If nothing else, Sabotage gave me an idea for a new Bechdel Test. Does the movie have two named female characters? Who try to kill each other in a gunfight that’s not about a man?
Sabotage is yet another retread of Training Day, the film which David Ayer can’t stop remaking. Corrupt, charismatic, hyper violent cop? Check. Somewhat more reasonable cop who spends the movie figuring out how to see through his bullshit but nonetheless winds up compromising their integrity? Check. Plot that doesn’t make any, you know, sense? Oh, yeah. Weirdly, the only thing that raises it above Ayer’s endless treadmill is that there are two comparatively interesting characters played by women. Notice, I did not say two interesting women characters. It just happened that the only people in the movie who weren’t petty dicks or rampaging testosterone driven asshats were being played by women. Or Harold Perrineau, one of several TV ringers brought in to provide some actual performances.
The best performance in the movie comes from TV veteran and part-time Cherie Blair impersonator Olivia Williams. Surrounded by platoons of shouting neanderthals, she takes the smart angle of being quiet, buttoned down and intelligent, making her simultaneously unique in the movie and the only character anyone in the real world would want to have a drink with. She doesn’t make her appearance until about half an hour into the action, and within five minutes I wanted the previous thirty minutes back, and the whole movie to be about her and her partner, Harold Perrineau, wisecracking their way through an irrational outbreak of mass murder in Atlanta.

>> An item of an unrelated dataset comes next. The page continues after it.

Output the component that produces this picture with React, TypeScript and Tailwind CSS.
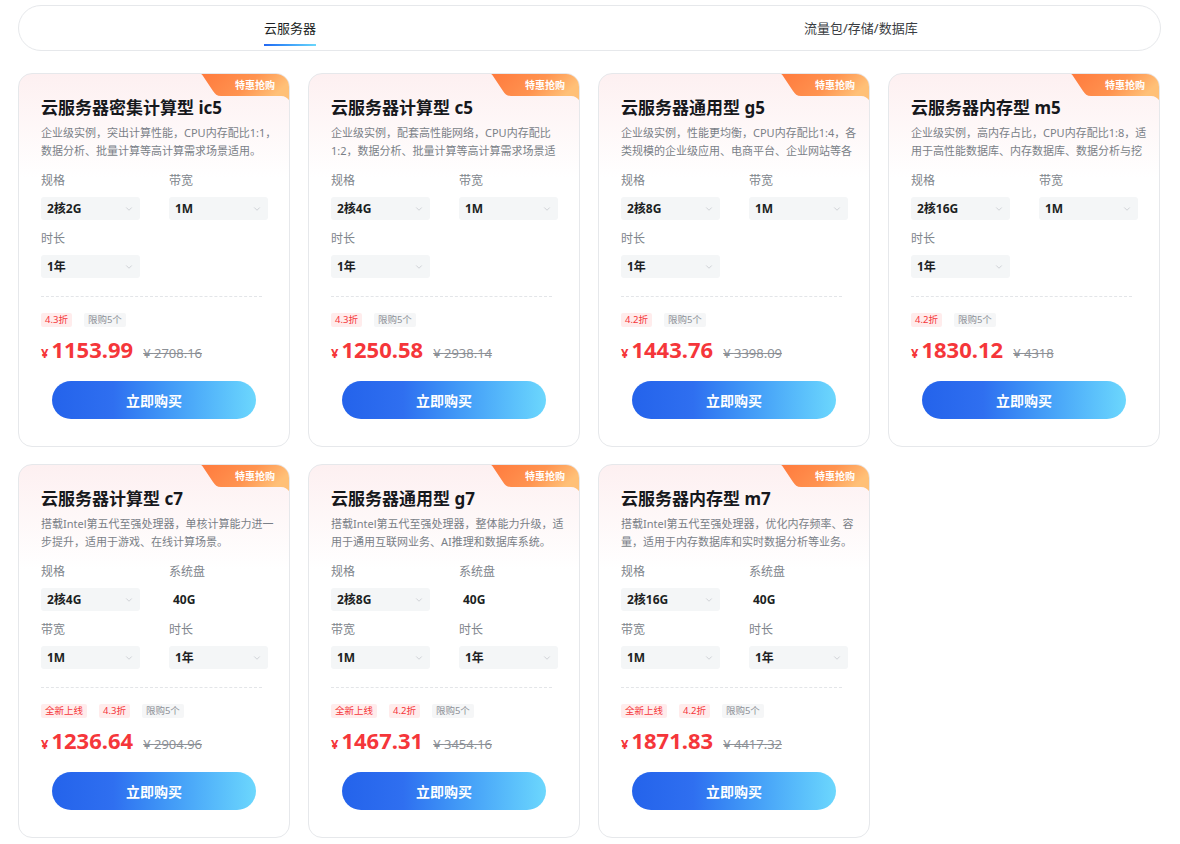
import { ChevronDown } from 'lucide-react';

type Field = { label: string; value: string; plain?: boolean };
type Product = {
  title: string;
  desc: string;
  fields: Field[];
  isNew?: boolean;
  discount: string;
  price: string;
  orig: string;
};

const products: Product[] = [
  {
    title: '云服务器密集计算型 ic5',
    desc: '企业级实例，突出计算性能，CPU内存配比1:1，数据分析、批量计算等高计算需求场景适用。',
    fields: [{ label: '规格', value: '2核2G' }, { label: '带宽', value: '1M' }, { label: '时长', value: '1年' }],
    discount: '4.3折', price: '1153.99', orig: '2708.16',
  },
  {
    title: '云服务器计算型 c5',
    desc: '企业级实例，配套高性能网络，CPU内存配比1:2，数据分析、批量计算等高计算需求场景适用。',
    fields: [{ label: '规格', value: '2核4G' }, { label: '带宽', value: '1M' }, { label: '时长', value: '1年' }],
    discount: '4.3折', price: '1250.58', orig: '2938.14',
  },
  {
    title: '云服务器通用型 g5',
    desc: '企业级实例，性能更均衡，CPU内存配比1:4，各类规模的企业级应用、电商平台、企业网站等各类场景适用。',
    fields: [{ label: '规格', value: '2核8G' }, { label: '带宽', value: '1M' }, { label: '时长', value: '1年' }],
    discount: '4.2折', price: '1443.76', orig: '3398.09',
  },
  {
    title: '云服务器内存型 m5',
    desc: '企业级实例，高内存占比，CPU内存配比1:8，适用于高性能数据库、内存数据库、数据分析与挖掘等场景。',
    fields: [{ label: '规格', value: '2核16G' }, { label: '带宽', value: '1M' }, { label: '时长', value: '1年' }],
    discount: '4.2折', price: '1830.12', orig: '4318',
  },
  {
    title: '云服务器计算型 c7',
    desc: '搭载Intel第五代至强处理器，单核计算能力进一步提升，适用于游戏、在线计算场景。',
    fields: [{ label: '规格', value: '2核4G' }, { label: '系统盘', value: '40G', plain: true }, { label: '带宽', value: '1M' }, { label: '时长', value: '1年' }],
    isNew: true, discount: '4.3折', price: '1236.64', orig: '2904.96',
  },
  {
    title: '云服务器通用型 g7',
    desc: '搭载Intel第五代至强处理器，整体能力升级，适用于通用互联网业务、AI推理和数据库系统。',
    fields: [{ label: '规格', value: '2核8G' }, { label: '系统盘', value: '40G', plain: true }, { label: '带宽', value: '1M' }, { label: '时长', value: '1年' }],
    isNew: true, discount: '4.2折', price: '1467.31', orig: '3454.16',
  },
  {
    title: '云服务器内存型 m7',
    desc: '搭载Intel第五代至强处理器，优化内存频率、容量，适用于内存数据库和实时数据分析等业务。',
    fields: [{ label: '规格', value: '2核16G' }, { label: '系统盘', value: '40G', plain: true }, { label: '带宽', value: '1M' }, { label: '时长', value: '1年' }],
    isNew: true, discount: '4.2折', price: '1871.83', orig: '4417.32',
  },
];

const font = { fontFamily: '"Noto Sans", "Noto Sans CJK SC", sans-serif' };

export default function App() {
  return (
    <div className="bg-white w-[1180px] h-[844px] overflow-hidden" style={font}>
      <div className="ml-[18px] w-[1143px] pt-[5px]">
        {/* tabs */}
        <div className="h-[46px] rounded-full border border-[#e6e8eb] flex items-stretch">
          <div className="ml-[245px] relative flex items-center pt-[1px]">
            <span className="text-[13px] text-[#1c1f23] leading-none">云服务器</span>
            <div className="absolute left-0 right-0 bottom-[4px] h-[2px] bg-gradient-to-r from-[#2468f2] to-[#6ad6fb]" />
          </div>
          <div className="ml-[488px] flex items-center pt-[1px]">
            <span className="text-[13px] text-[#3a3d42] leading-none">流量包/存储/数据库</span>
          </div>
        </div>

        {/* cards */}
        <div className="grid grid-cols-[272px_272px_272px_272px] gap-x-[18px] gap-y-[17px] mt-[22px]">
          {products.map((p) => (
            <Card key={p.title} p={p} />
          ))}
        </div>
      </div>
    </div>
  );
}

function Badge() {
  return (
    <div className="absolute top-0 right-0 w-[88px] h-[26px]">
      <svg width="88" height="26" viewBox="0 0 88 26" className="absolute inset-0">
        <defs>
          <linearGradient id="bdg" x1="0" y1="0" x2="1" y2="0.3">
            <stop offset="0" stopColor="#ff7a3d" />
            <stop offset="0.6" stopColor="#ff9350" />
            <stop offset="1" stopColor="#ffc077" />
          </linearGradient>
        </defs>
        <path d="M0 0 H88 V26 C86 24 84 22 80 22 H20 C16 22 14 20 12 17 L2 2 C1.4 1 0.8 0 0 0 Z" fill="url(#bdg)" />
      </svg>
      <span className="absolute left-[20px] right-0 top-[4px] text-center text-[10px] leading-[14px] font-bold text-white">特惠抢购</span>
    </div>
  );
}

function Card({ p }: { p: Product }) {
  return (
    <div className="relative h-[374px] rounded-[14px] border border-[#e6e8eb] overflow-hidden bg-gradient-to-b from-[#fdf0f1] via-white via-[28%] to-white">
      <Badge />
      <div className="pl-[22px] pr-[21px] pt-[23px]">
        <div className="text-[17px] leading-[22px] font-bold text-[#16181c] whitespace-nowrap">{p.title}</div>
        <div className="mt-[5px] w-[240px] h-[36px] overflow-hidden text-[11px] leading-[18px] text-[#7a7f87]">{p.desc}</div>

        <div className="mt-[12px] grid grid-cols-[128px_100px] gap-y-[10px]">
          {p.fields.map((f) => (
            <div key={f.label}>
              <div className="text-[12px] leading-[18px] text-[#80858c]">{f.label}</div>
              {f.plain ? (
                <div className="mt-[7px] h-[23px] flex items-center pl-[4px] text-[12px] font-bold text-[#1c1f23]">{f.value}</div>
              ) : (
                <div className="mt-[7px] w-[99px] h-[23px] rounded-[3px] bg-[#f4f6f7] flex items-center justify-between pl-[6px] pr-[6px]">
                  <span className="text-[12px] font-bold text-[#1c1f23]">{f.value}</span>
                  <ChevronDown size={10} strokeWidth={1.5} className="text-[#b8bcc2]" />
                </div>
              )}
            </div>
          ))}
        </div>

        <div className="mt-[18px] mr-[6px] border-t border-dashed border-[#e3e5e8]" />

        <div className="mt-[16px] flex items-center gap-[12px]">
          {p.isNew && (
            <span className="px-[4px] h-[14px] leading-[14px] rounded-[2px] bg-[#ffecec] text-[#f5363a] text-[9.5px]">全新上线</span>
          )}
          <span className="px-[4px] h-[14px] leading-[14px] rounded-[2px] bg-[#ffecec] text-[#f5363a] text-[9.5px]">{p.discount}</span>
          <span className="px-[4px] h-[14px] leading-[14px] rounded-[2px] bg-[#f5f6f7] text-[#8c9096] text-[9.5px]">限购5个</span>
        </div>

        <div className="mt-[8px] flex items-baseline h-[28px]">
          <span className="text-[13px] font-bold text-[#f5363a] mr-[3px]">¥</span>
          <span className="text-[22px] leading-[28px] font-bold text-[#f5363a]">{p.price}</span>
          <span className="ml-[10px] text-[13px] text-[#8c9096] line-through">¥ {p.orig}</span>
        </div>
      </div>

      <div className="mt-[18px] flex justify-center">
        <button className="w-[204px] h-[38px] rounded-full bg-gradient-to-r from-[#2463eb] via-[#2f6ff0] via-[30%] to-[#6cd7fd] text-white text-[14px] font-bold">
          立即购买
        </button>
      </div>
    </div>
  );
}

Instead it’s a movie about Arnie’s larger than life DEA special operations team, who are pretty much an all-American death-squad. From the get-go we’re sold them as a team of elite operators who just get the job done, damn it, but in reality they’re smallpox in combat boots, the living embodiment of the cliché that when all you’ve got is a hammer, everything better be a nail. We meet them “raiding” a drug cartel money laundering operation and trying to help themselves to a share of the cash on hands; the rest of the movie is about the fall out. First there’s an enquiry about the missing money (the perfectly reasonable question of how the hell anyone would ever know laundered money was missing after Arnie exploded the whole cash pile is magnificently overlooked), and then there’s an outbreak of massively over the top murder as someone - someone, I tell ya - retaliates for the theft. It’s Olivia Williams’s unhappy lot to have to pick up the pieces as one team member after another gets schwacked as horribly as possible. I was guessing that the guys who got killed earliest were the ones with the best agents, but that was because I thought Max Martini was Aaron Eckhardt, who thankfully had nothing to do with the project after all.
There’s some good action set pieces - including the gunfight of sorts between Olivia Williams and Mireille Enos, also slumming from a TV show - but casting Arnie just wrecked any chance the movie had of being interesting. Arnie takes up too much space, and doesn’t have it in him to play any kind of ambiguity - or in his personality to play a character who turns out not to be a tortured hero. Giving him a role meant it was going to be an Arnie vehicle, and damn the point of the movie or any sense of balance among the various lunkheads on offer. Giving the role to someone like Michael Chiklis could have made a truly electric movie. And probably one with a better profit margin, since it would have been a better movie for a fraction of the price of Arnie.
In good news, it’s that rare movie in which almost every annoying character gets killed horribly, and the nicest people are still alive at the end of it. I think we’re supposed to be upset that Arnie dies at the end, nobly murdering a whole bunch of people for revenge that he could have got much more simply if he was a fraction of the badass he’s held out to be, but I was thinking well, at least there are slightly fewer assholes in the world. And, if I’m honest, I was also wondering whether they’d show cigar smoke coming out of the three or four sucking chest wounds he fetched up with. A Luc Besson movie would have paid attention to details like that.